Conditions for a given operator being compact.

Question

So I was given this question in class, and I thought it looked easy enough at first glance, but actually trying to do it, I have gotten quite stuck on the "only if" part.

Let $T\colon \ell_\infty \rightarrow \ell_\infty$ be defined in the following way; fix a sequence $c = (c(n))_{n\in\mathbb N}\in \ell_\infty$. For $x = (x(n))_{n\in\mathbb N}, (Tx)(n) = c(n)x(n)$ for ${n\in\mathbb N}$.

Show that $T$ is compact if and only if $\lim_{n\to\infty}c(n) = 0$.

I thought about using the fact that any sequence in $\overline{TE_1}$ must have a convergent subsequence, but can't see how to use it?

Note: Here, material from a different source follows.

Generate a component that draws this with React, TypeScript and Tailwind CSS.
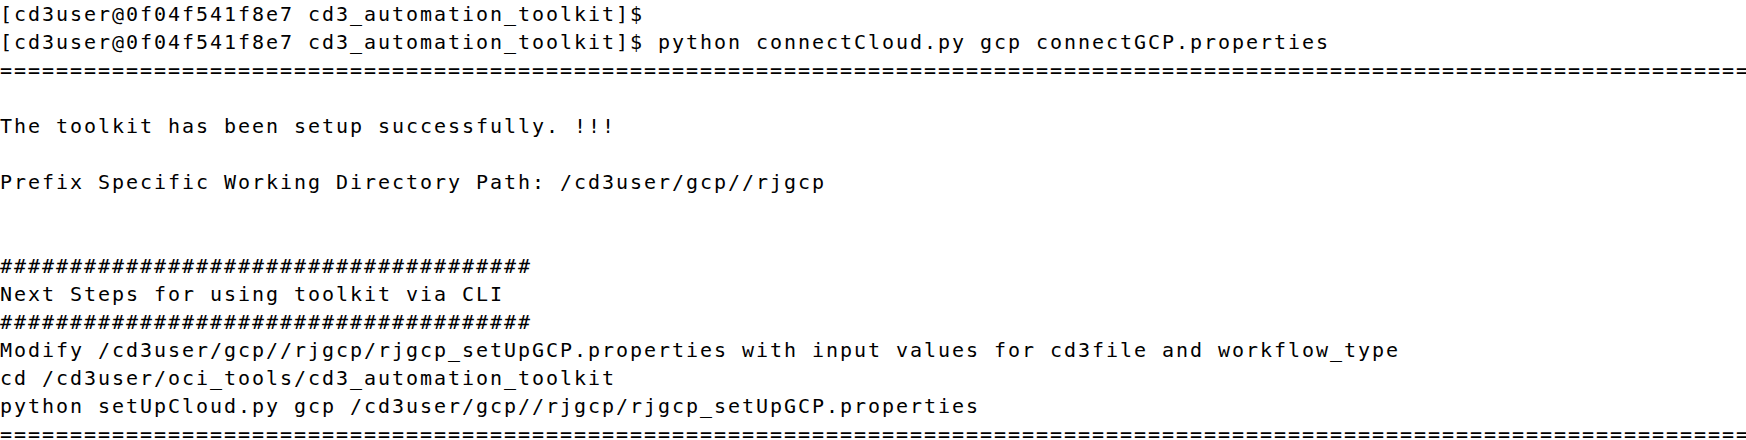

Any helpful hints are very welcome!

Answer 1

Take $$ x_n = \sum_{j=1}^n e_j \in \ell_{\infty} $$ where $$e_j (k) =\begin{cases} 1 \mbox{ if } j=k \\ 0 \mbox{ if } j\neq k \end{cases}.$$

The sequence $(Tx_n )$ must have a convergent subsequence hence: for every $\varepsilon >0$ there exists $k$ such that for every $j,m\geq k$ we have $$||Tx_{n_m} -Tx_{n_j}||\leq \varepsilon$$ but the last inequality shows that $$\lim_{n\to\infty} c(n) =0.$$

Answer 2

Suppose that $c(n)\not \to 0$ as $n\to \infty$. Then passing to a subsequence if necessary, we conculde that for some $\delta>0$ we have $|c(n)|>\delta$ for all $n$. Then $(e_n)_{n=1}^\infty$ is a bounded sequence such that $(Te_n)_{n=1}^\infty$ has no convergent subsequence.

Consider now the case where $c(n)\to 0$ as $n\to \infty$. Let $((x_n^k)_{k=1}^\infty)_{n=1}^\infty$ be a bounded sequence in $\ell_\infty$. The sequence $((c(k)x_n^k)_{k=1}^\infty)_{n=1}^\infty$ has a convergent subsequence by the standard diagonalisation argument.